学术文献库

Light-sheet microscopes must compromise between field of view, optical sectioning, resolution, and detection efficiency. High-numerical-aperture (NA) detection objective lenses provide high resolution but their narrow depth of field fails to capture effectively the fluorescence signal generated by the illumination light sheets, in imaging large volumes. Here, we present ExD-SPIM (extended depth-of-field selective-plane illumination microscopy), an improved light-sheet microscopy strategy that solves this limitation by extending the depth of field (DOF) of high-NA detection objectives to match the thickness of the illumination light sheet. This extension of the DOF uses a phase mask to axially stretch the point-spread function of the objective lens while largely preserving lateral resolution. This matching of the detection DOF to the illumination-sheet thickness increases total fluorescence collection, reduces background, and improves the overall signal-to-noise ratio (SNR).
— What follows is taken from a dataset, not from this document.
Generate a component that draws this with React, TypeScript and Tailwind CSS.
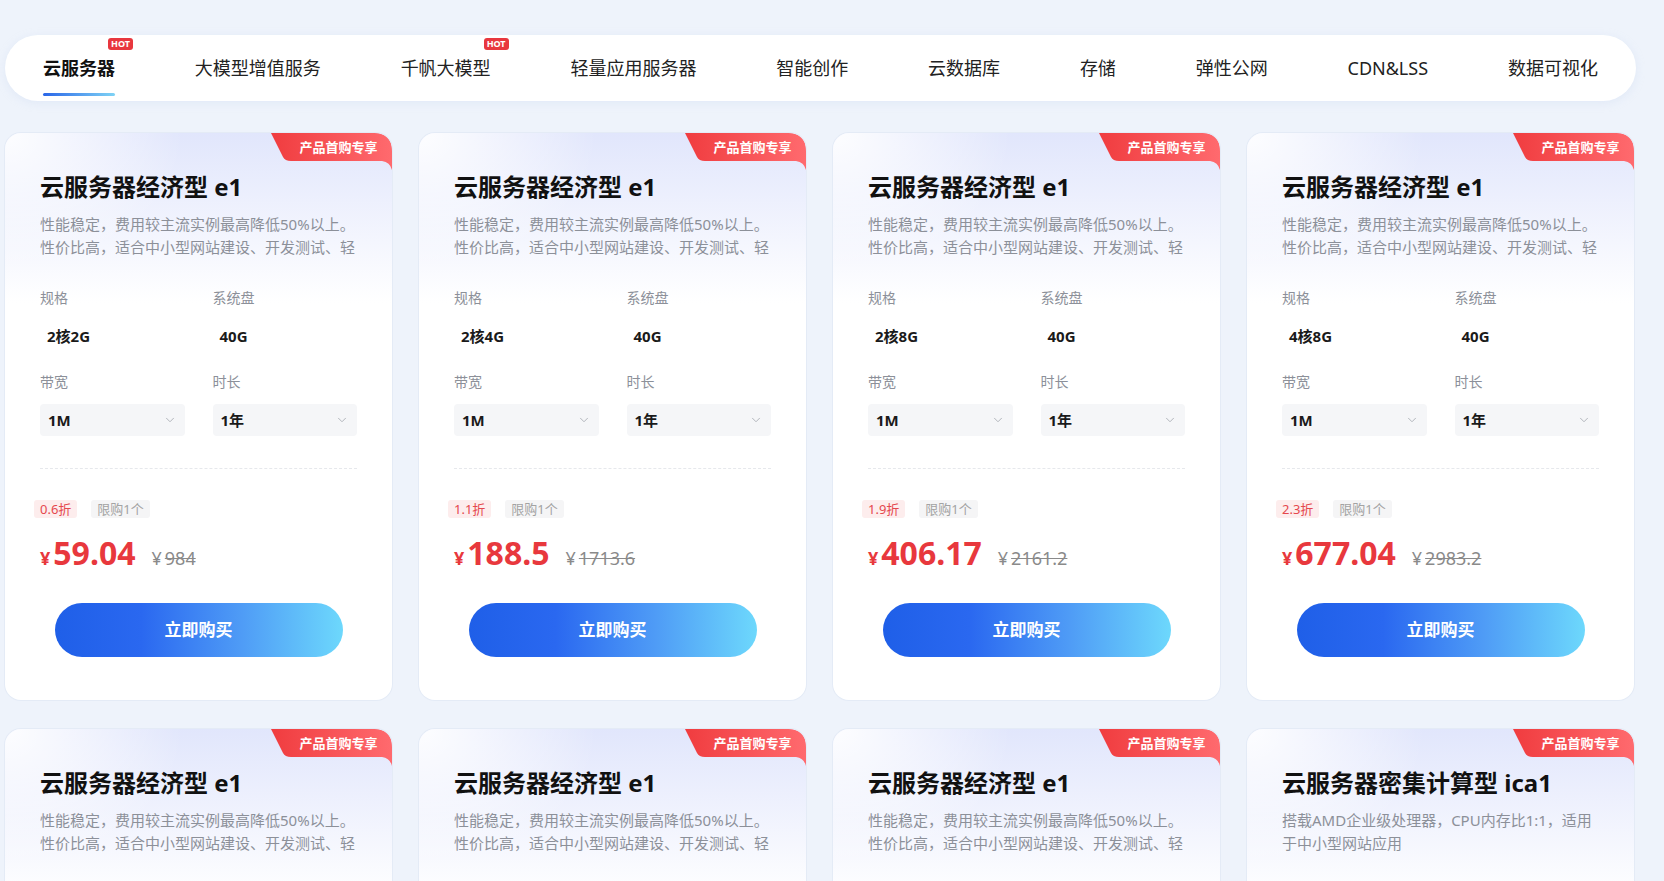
import React from "react";
import { ChevronDown } from "lucide-react";

const FONT = { fontFamily: '"Noto Sans","Noto Sans CJK SC",sans-serif' };

const navItems = [
  { label: "云服务器", active: true, hot: true },
  { label: "大模型增值服务" },
  { label: "千帆大模型", hot: true },
  { label: "轻量应用服务器" },
  { label: "智能创作" },
  { label: "云数据库" },
  { label: "存储" },
  { label: "弹性公网" },
  { label: "CDN&LSS" },
  { label: "数据可视化" },
];

type Card = {
  title: string;
  desc: string;
  spec: string;
  disk: string;
  discount: string;
  price: string;
  orig: string;
};

const e1Desc =
  "性能稳定，费用较主流实例最高降低50%以上。性价比高，适合中小型网站建设、开发测试、轻量级应用等场景。";

const cards: Card[] = [
  { title: "云服务器经济型 e1", desc: e1Desc, spec: "2核2G", disk: "40G", discount: "0.6折", price: "59.04", orig: "984" },
  { title: "云服务器经济型 e1", desc: e1Desc, spec: "2核4G", disk: "40G", discount: "1.1折", price: "188.5", orig: "1713.6" },
  { title: "云服务器经济型 e1", desc: e1Desc, spec: "2核8G", disk: "40G", discount: "1.9折", price: "406.17", orig: "2161.2" },
  { title: "云服务器经济型 e1", desc: e1Desc, spec: "4核8G", disk: "40G", discount: "2.3折", price: "677.04", orig: "2983.2" },
  { title: "云服务器经济型 e1", desc: e1Desc, spec: "2核2G", disk: "40G", discount: "0.6折", price: "59.04", orig: "984" },
  { title: "云服务器经济型 e1", desc: e1Desc, spec: "2核4G", disk: "40G", discount: "1.1折", price: "188.5", orig: "1713.6" },
  { title: "云服务器经济型 e1", desc: e1Desc, spec: "2核8G", disk: "40G", discount: "1.9折", price: "406.17", orig: "2161.2" },
  {
    title: "云服务器密集计算型 ica1",
    desc: "搭载AMD企业级处理器，CPU内存比1:1，适用于中小型网站应用",
    spec: "2核2G",
    disk: "40G",
    discount: "1.2折",
    price: "99.00",
    orig: "825",
  },
];

function Badge() {
  return (
    <div className="absolute top-0 right-0 w-[121px] h-[37px]">
      <svg width="121" height="37" viewBox="0 0 121 37" className="absolute inset-0">
        <defs>
          <linearGradient id="bg1" x1="0" y1="0" x2="1" y2="0">
            <stop offset="0" stopColor="#f03c3f" />
            <stop offset="1" stopColor="#ff6a6e" />
          </linearGradient>
        </defs>
        <path d="M0 0 H103 Q121 0 121 18 V37 Q119 29 111 28 H20 Q14 28 12 24 Z" fill="url(#bg1)" />
      </svg>
      <div className="absolute left-[14px] right-0 top-0 h-[28px] flex items-center justify-center text-[13px] font-bold text-white leading-none">
        产品首购专享
      </div>
    </div>
  );
}

function Select({ value }: { value: string }) {
  return (
    <div className="h-[32px] rounded-[4px] bg-[#f5f6f8] flex items-center justify-between pl-[8px] pr-[8px]">
      <span className="text-[15px] font-bold text-[#1a1a1a] leading-none">{value}</span>
      <ChevronDown size={14} strokeWidth={1.5} className="text-[#a8abb2]" />
    </div>
  );
}

function ProductCard({ c }: { c: Card }) {
  return (
    <div className="relative rounded-[16px] overflow-hidden bg-white shadow-[0_0_0_1px_rgba(225,232,245,0.8)] h-[567px]">
      <div className="absolute inset-x-0 top-0 h-[170px] bg-[linear-gradient(180deg,#e1e6fc_0%,rgba(255,255,255,0)_100%)]" />
      <div className="absolute left-0 top-0 w-[180px] h-[140px] bg-[radial-gradient(ellipse_at_0%_0%,rgba(255,255,255,0.95)_0%,rgba(255,255,255,0)_70%)]" />
      <Badge />
      <div className="relative px-[35px] pt-[38px] pb-[44px]">
        <div className="text-[24px] leading-[32px] font-bold text-[#111] whitespace-nowrap">{c.title}</div>
        <div className="mt-[10px] h-[46px] overflow-hidden text-[15px] leading-[23px] text-[#8c9099]">{c.desc}</div>
        <div className="grid grid-cols-2 gap-x-[28px] mt-[29px]">
          <div>
            <div className="text-[14px] leading-[20px] text-[#8c9099]">规格</div>
            <div className="mt-[17px] pl-[7px] text-[15px] leading-[22px] font-bold text-[#1a1a1a]">{c.spec}</div>
          </div>
          <div>
            <div className="text-[14px] leading-[20px] text-[#8c9099]">系统盘</div>
            <div className="mt-[17px] pl-[7px] text-[15px] leading-[22px] font-bold text-[#1a1a1a]">{c.disk}</div>
          </div>
          <div className="mt-[25px]">
            <div className="text-[14px] leading-[20px] text-[#8c9099]">带宽</div>
            <div className="mt-[12px]">
              <Select value="1M" />
            </div>
          </div>
          <div className="mt-[25px]">
            <div className="text-[14px] leading-[20px] text-[#8c9099]">时长</div>
            <div className="mt-[12px]">
              <Select value="1年" />
            </div>
          </div>
        </div>
        <div className="mt-[32px] border-t border-dashed border-[#e6e8ec]" />
        <div className="mt-[31px] flex items-center gap-[14px] -ml-[6px]">
          <span className="h-[18px] px-[6px] rounded-[3px] bg-[#fdeded] text-[#e5484d] text-[13px] leading-[18px]">{c.discount}</span>
          <span className="h-[18px] px-[6px] rounded-[3px] bg-[#f5f5f6] text-[#a3a3a3] text-[13px] leading-[18px]">限购1个</span>
        </div>
        <div className="mt-[15px] h-[40px] flex items-baseline">
          <span className="text-[18px] font-bold text-[#e8383d] mr-[3px]">¥</span>
          <span className="text-[32px] font-bold text-[#e8383d] leading-[40px]">{c.price}</span>
          <span className="ml-[16px] text-[18px] text-[#8a8a8a]">¥</span>
          <span className="ml-[3px] text-[18px] text-[#8a8a8a] line-through">{c.orig}</span>
        </div>
        <div className="mt-[30px] flex justify-center">
          <button className="w-[288px] h-[54px] rounded-full bg-[linear-gradient(90deg,#1f5fe8_0%,#2a68f0_30%,#4f9cf6_65%,#6dd8fc_100%)] text-white text-[17px] font-bold">
            立即购买
          </button>
        </div>
      </div>
    </div>
  );
}

export default function App() {
  return (
    <div style={FONT} className="w-[1664px] h-[881px] overflow-hidden bg-[#eef3fb]">
      <div className="ml-[5px] w-[1631px] pt-[35px]">
        <nav className="h-[66px] rounded-full bg-white shadow-[0_2px_8px_rgba(200,215,240,0.35)] flex items-center justify-between pl-[38px] pr-[38px]">
          {navItems.map((n) => (
            <div key={n.label} className="relative">
              <span
                className={
                  n.active
                    ? "text-[18px] leading-[24px] font-bold text-[#111]"
                    : "text-[18px] leading-[24px] text-[#222]"
                }
              >
                {n.label}
              </span>
              {n.hot && (
                <span className="absolute left-[calc(100%-7px)] -top-[18px] h-[12px] px-[3px] rounded-[3px] bg-[#e8373e] text-white text-[9px] font-bold leading-[12px]">
                  HOT
                </span>
              )}
              {n.active && (
                <span className="absolute left-0 right-0 top-[37px] h-[3px] rounded-full bg-[linear-gradient(90deg,#2a66e8,#7fd3f5)]" />
              )}
            </div>
          ))}
        </nav>
        <div className="mt-[32px] w-[1629px] grid grid-cols-4 gap-x-[27px] gap-y-[29px]">
          {cards.map((c, i) => (
            <ProductCard key={i} c={c} />
          ))}
        </div>
      </div>
    </div>
  );
}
We demonstrate, through numerical simulations and imaging of bead phantoms as well as living animals, that ExD-SPIM increases the SNR by more than three-fold and dramatically reduces the rate of fluorescence photobleaching, when compared to a low-NA system with an equivalent depth of field. Compared to conventional high-NA detection, ExD-SPIM improves the signal sensitivity and volumetric coverage of whole-brain activity imaging, increasing the number of detected neurons by over a third.